**TASK TO COMPLETE**
Show every line containing "this" by copying it.
begin DATA EXTRACT
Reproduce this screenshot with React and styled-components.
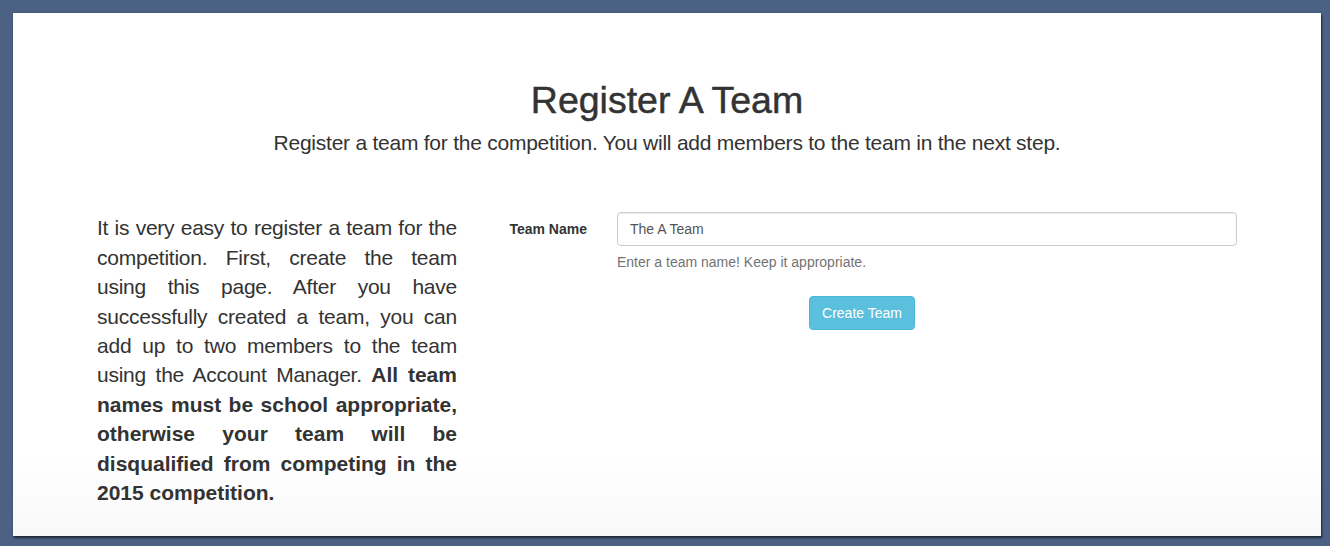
import React from "react";
import styled, { createGlobalStyle } from "styled-components";

const Global = createGlobalStyle`
  html, body { margin: 0; padding: 0; }
  body {
    background: #4b6285;
    font-family: "Liberation Sans", Arial, Helvetica, sans-serif;
    color: #333;
    font-size: 14px;
    line-height: 1.42857;
    overflow: hidden;
  }
  * { box-sizing: border-box; }
`;

const Page = styled.div`
  padding: 13px 9px 10px 13px;
  height: 546px;
`;

const Card = styled.div`
  width: 1308px;
  height: 523px;
  background: linear-gradient(to bottom, #ffffff 85%, #f8f8f8 100%);
  box-shadow: 1px 2px 2px rgba(0, 0, 0, 0.6), 0 0 1px rgba(0, 0, 0, 0.4);
  padding-top: 67px;
`;

const Container = styled.div`
  width: 1170px;
  margin: 0 auto;
  padding: 0 15px;
`;

const Header = styled.header`
  text-align: center;
`;

const Title = styled.h1`
  margin: 0;
  font-size: 37.5px;
  line-height: 41px;
  font-weight: 400;
  -webkit-text-stroke: 0.5px #333;
  color: #333;
`;

const Lead = styled.p`
  margin: 7px 0 0;
  font-size: 21px;
  line-height: 1.4;
  letter-spacing: -0.24px;
`;

const Row = styled.div`
  display: grid;
  grid-template-columns: 390px 780px;
  margin: 55px -15px 0;
`;

const Col = styled.div`
  padding: 0 15px;
`;

const Intro = styled.p`
  margin: 1px 0 0;
  font-size: 21px;
  line-height: 1.4;
  text-align: justify;
  letter-spacing: -0.24px;
  color: #333;
`;

const Strong = styled.strong`
  font-weight: 700;
  letter-spacing: 0;
`;

const FormGroup = styled.div`
  display: grid;
  grid-template-columns: 130px 650px;
  margin: 0 -15px;
`;

const Label = styled.label`
  padding: 7px 15px 0;
  text-align: right;
  font-weight: 700;
  font-size: 14px;
  line-height: 20px;
`;

const Field = styled.div`
  padding: 0 15px;
`;

const Input = styled.input`
  display: block;
  width: 100%;
  height: 34px;
  padding: 6px 12px;
  font-family: inherit;
  font-size: 14px;
  line-height: 20px;
  color: #555;
  background: #fff;
  border: 1px solid #ccc;
  border-radius: 4px;
  box-shadow: inset 0 1px 1px rgba(0, 0, 0, 0.075);
  outline: none;
`;

const Help = styled.span`
  display: block;
  margin-top: 6px;
  color: #737373;
  font-size: 14px;
  line-height: 20px;
`;

const Actions = styled.div`
  display: flex;
  justify-content: center;
  margin-top: 24px;
`;

const Button = styled.button`
  height: 34px;
  padding: 6px 12px;
  font-family: inherit;
  font-size: 14px;
  line-height: 20px;
  color: #fff;
  background: #5bc0de;
  border: 1px solid #46b8da;
  border-radius: 4px;
  cursor: pointer;
`;

export default function App() {
  return (
    <>
      <Global />
      <Page>
        <Card>
          <Container>
            <Header>
              <Title>Register A Team</Title>
              <Lead>
                Register a team for the competition. You will add members to the team in the next step.
              </Lead>
            </Header>
            <Row>
              <Col>
                <Intro>
                  It is very easy to register a team for the competition. First, create the team
                  using this page. After you have successfully created a team, you can add up to
                  two members to the team using the Account Manager.{" "}
                  <Strong>
                    All team names must be school appropriate, otherwise your team will be
                    disqualified from competing in the 2015 competition.
                  </Strong>
                </Intro>
              </Col>
              <Col>
                <FormGroup>
                  <Label htmlFor="team-name">Team Name</Label>
                  <Field>
                    <Input id="team-name" defaultValue="The A Team" />
                    <Help>Enter a team name! Keep it appropriate.</Help>
                  </Field>
                </FormGroup>
                <Actions>
                  <Button type="button">Create Team</Button>
                </Actions>
              </Col>
            </Row>
          </Container>
        </Card>
      </Page>
    </>
  );
}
end DATA EXTRACT
**COMPLETED TASK**
Reproduce this screenshot with React and styled-components.
                  using this page. After you have successfully created a team, you can add up to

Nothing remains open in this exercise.